The first time McKinnon appeared as Colleen in a sketch, her outlandish antics caused fellow cast members Cecily Strong and Aidy Bryant and guest host Ryan Gosling to erupt in laughter.

"Looking back on my decade at 'SNL,' it was the greatest thing ever," recalled McKinnon. "Every time we rehearsed it, there was laughter, and it just felt like soaring, just performing it. That’s because the writing was so good, and I was so excited for people to hear the turns of phrase that the guys had written, and they responded in a way that I hoped they would."

"It was certainly one of the top three moments I’ve had doing sketch comedy," she added.

Saturday Night Live - Season 47
McKinnon revived her alien abductee character, Colleen Rafferty, in her final episode of "Saturday Night Live."NBC

Though McKinnon relished making her co-stars break character, she cringed whenever she herself laughed during a sketch.

"I felt ashamed, because we’re not supposed to (break character), and there’s something unprofessional about it. And yet sometimes it was just too fun," she said.

"There was a hint, I guess, of wanting the audience to know like, Oh, man, I love this. You have no idea how much I love Aidy Bryant and how much I love this job and how much I love these jokes. So sometimes I would allow myself to just go there," she added.

The "Office Christmas Party" star revived the character of Colleen one last time to say goodbye to fans during her final "SNL" episode in May.

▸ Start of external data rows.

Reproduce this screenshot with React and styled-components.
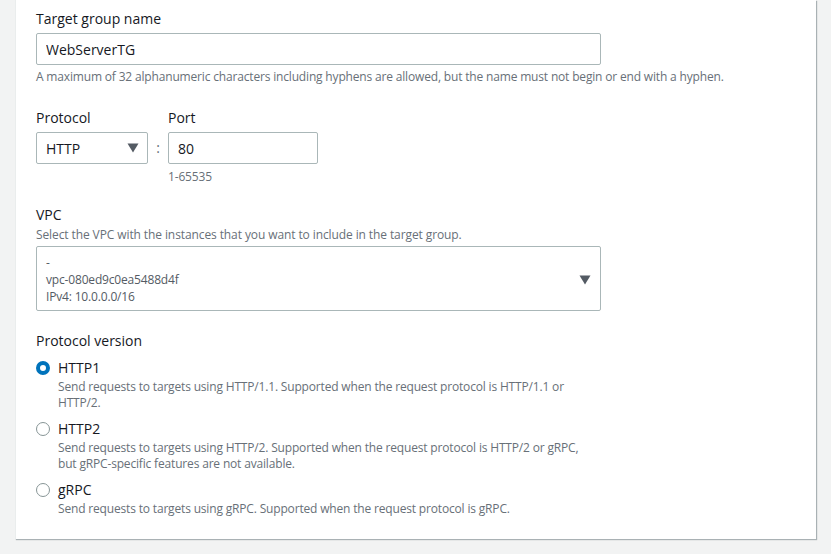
import React, { useState } from 'react'
import styled, { createGlobalStyle } from 'styled-components'

const GlobalStyle = createGlobalStyle`
  html, body {
    margin: 0;
    padding: 0;
    background: #f2f3f3;
    font-family: "Open Sans", "Noto Sans", Arial, sans-serif;
    color: #16191f;
  }
`

const versions = [
  {
    id: 'HTTP1',
    label: 'HTTP1',
    desc: 'Send requests to targets using HTTP/1.1. Supported when the request protocol is HTTP/1.1 or HTTP/2.',
  },
  {
    id: 'HTTP2',
    label: 'HTTP2',
    desc: 'Send requests to targets using HTTP/2. Supported when the request protocol is HTTP/2 or gRPC, but gRPC-specific features are not available.',
  },
  {
    id: 'gRPC',
    label: 'gRPC',
    desc: 'Send requests to targets using gRPC. Supported when the request protocol is gRPC.',
  },
]

function Caret() {
  return (
    <svg width="12" height="10" viewBox="0 0 12 10">
      <path d="M0.5 0.5 L11.5 0.5 L6 9.5 Z" fill="#545b64" />
    </svg>
  )
}

function App() {
  const [version, setVersion] = useState('HTTP1')

  return (
    <>
      <GlobalStyle />
      <Page>
        <Card>
          <Field>
            <Label>Target group name</Label>
            <TextInput wide defaultValue="WebServerTG" />
            <Hint>
              A maximum of 32 alphanumeric characters including hyphens are allowed, but the name must not begin or end with a hyphen.
            </Hint>
          </Field>

          <Row>
            <Field>
              <Label>Protocol</Label>
              <Select>
                <span>HTTP</span>
                <Caret />
              </Select>
            </Field>
            <Colon>:</Colon>
            <Field>
              <Label>Port</Label>
              <TextInput defaultValue="80" width="150px" />
              <SmallHint>1-65535</SmallHint>
            </Field>
          </Row>

          <Field>
            <Label>VPC</Label>
            <Description>Select the VPC with the instances that you want to include in the target group.</Description>
            <VpcSelect>
              <VpcText>
                <VpcLine>-</VpcLine>
                <VpcLine>vpc-080ed9c0ea5488d4f</VpcLine>
                <VpcLine>IPv4: 10.0.0.0/16</VpcLine>
              </VpcText>
              <Caret />
            </VpcSelect>
          </Field>

          <Field>
            <Label>Protocol version</Label>
            <RadioList>
              {versions.map(v => (
                <RadioItem key={v.id} onClick={() => setVersion(v.id)}>
                  <Radio checked={version === v.id} />
                  <RadioBody>
                    <RadioLabel>{v.label}</RadioLabel>
                    <RadioDesc>{v.desc}</RadioDesc>
                  </RadioBody>
                </RadioItem>
              ))}
            </RadioList>
          </Field>
        </Card>
      </Page>
    </>
  )
}

export default App

const Page = styled.div`
  width: 831px;
  height: 554px;
  overflow: hidden;
  padding: 0 15px;
  box-sizing: border-box;
`

const Card = styled.div`
  width: 801px;
  box-sizing: border-box;
  background: #fff;
  border-left: 1px solid #eaeded;
  box-shadow: 1px 1px 1px 0 rgba(0, 28, 36, 0.3);
  padding: 10px 20px 22px 20px;
  display: flex;
  flex-direction: column;
  gap: 21px;
`

const Field = styled.div`
  display: flex;
  flex-direction: column;
`

const Label = styled.div`
  font-size: 14px;
  line-height: 18px;
  margin-bottom: 5px;
`

const TextInput = styled.input`
  width: ${p => (p.wide ? '565px' : p.width || '200px')};
  height: 32px;
  box-sizing: border-box;
  border: 1px solid #aab7b8;
  border-radius: 2px;
  padding: 0 9px;
  font-family: inherit;
  font-size: 14px;
  color: #16191f;
  outline: none;
`

const Hint = styled.div`
  font-size: 12px;
  line-height: 16px;
  letter-spacing: -0.17px;
  color: #687078;
  margin-top: 4px;
`

const SmallHint = styled(Hint)`
  margin-top: 5px;
`

const Row = styled.div`
  display: flex;
  align-items: flex-start;
  margin-top: 3px;
`

const Select = styled.div`
  width: 112px;
  height: 32px;
  box-sizing: border-box;
  border: 1px solid #aab7b8;
  border-radius: 2px;
  padding: 0 8px 0 9px;
  display: flex;
  align-items: center;
  justify-content: space-between;
  font-size: 14px;
`

const Colon = styled.div`
  width: 20px;
  margin-top: 23px;
  text-align: center;
  font-size: 14px;
  line-height: 32px;
  color: #687078;
`

const Description = styled.div`
  font-size: 12px;
  line-height: 16px;
  letter-spacing: -0.1px;
  color: #687078;
  margin: -2px 0 3px;
`

const VpcSelect = styled.div`
  width: 565px;
  box-sizing: border-box;
  border: 1px solid #aab7b8;
  border-radius: 2px;
  padding: 7px 9px 5px 9px;
  display: flex;
  align-items: center;
  justify-content: space-between;
`

const VpcText = styled.div`
  display: flex;
  flex-direction: column;
`

const VpcLine = styled.div`
  font-size: 12px;
  line-height: 17px;
  letter-spacing: -0.17px;
  color: #545b64;
`

const RadioList = styled.div`
  display: flex;
  flex-direction: column;
  gap: 9px;
  margin-top: 4px;
`

const RadioItem = styled.div`
  display: flex;
  align-items: flex-start;
  cursor: pointer;
`

const Radio = styled.span`
  width: 14px;
  height: 14px;
  box-sizing: border-box;
  margin: 2px 8px 0 0;
  border-radius: 50%;
  flex-shrink: 0;
  background: #fff;
  border: ${p => (p.checked ? '4px solid #0073bb' : '1px solid #879596')};
`

const RadioBody = styled.div`
  display: flex;
  flex-direction: column;
`

const RadioLabel = styled.div`
  font-size: 14px;
  line-height: 18px;
`

const RadioDesc = styled.div`
  font-size: 12px;
  line-height: 16px;
  letter-spacing: -0.17px;
  color: #687078;
  max-width: 540px;
  margin-top: 2px;
`
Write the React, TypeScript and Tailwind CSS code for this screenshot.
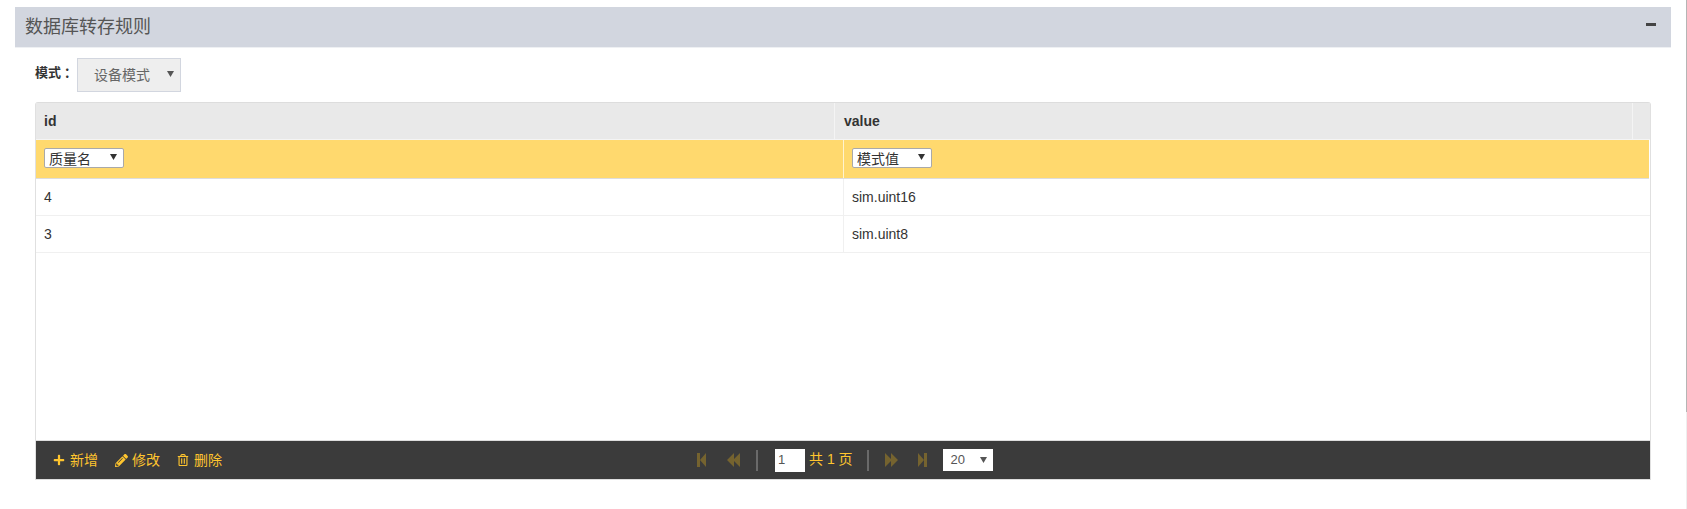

"I felt like I really did just want to say, 'Thank you. And thank you for watching.' But then I had an unexpected moment when I was walking out of the studio, an hour or so later, and there was still a bunch of people waiting. I got to, like, give a bunch of hugs and I felt like, Wow, this is why I was doing this the whole time," she recalled.

Leaving "SNL" was not an easy decision for McKinnon. The actor explained last month on "Live with Kelly and Ryan" that her "body was tired" after more than a decade of the show's famously tough schedule.

"I definitely was not sure when the right time to go was. Leaving was in the back of my mind for a while, because it’s just a grueling schedule," McKinnon reiterated during the podcast interview.

"I mean, I could do it for the rest of my life, happily, if the schedule were not so grueling and if I was not naturally a person who liked to wake up at 8 a.m. and go to bed at midnight," she added.

However, when it came time to tell Lorne Michaels, the show's creator and producer, that she was planning to leave, McKinnon was overwhelmed with emotion.

"Telling Lorne was really hard," McKinnon said, fighting back tears again. "He knew it was coming. He was very sweet. But he has been a father figure to me, and so much more."

"It was just really hard — simple human emotions, not wanting to say good-bye to something you love."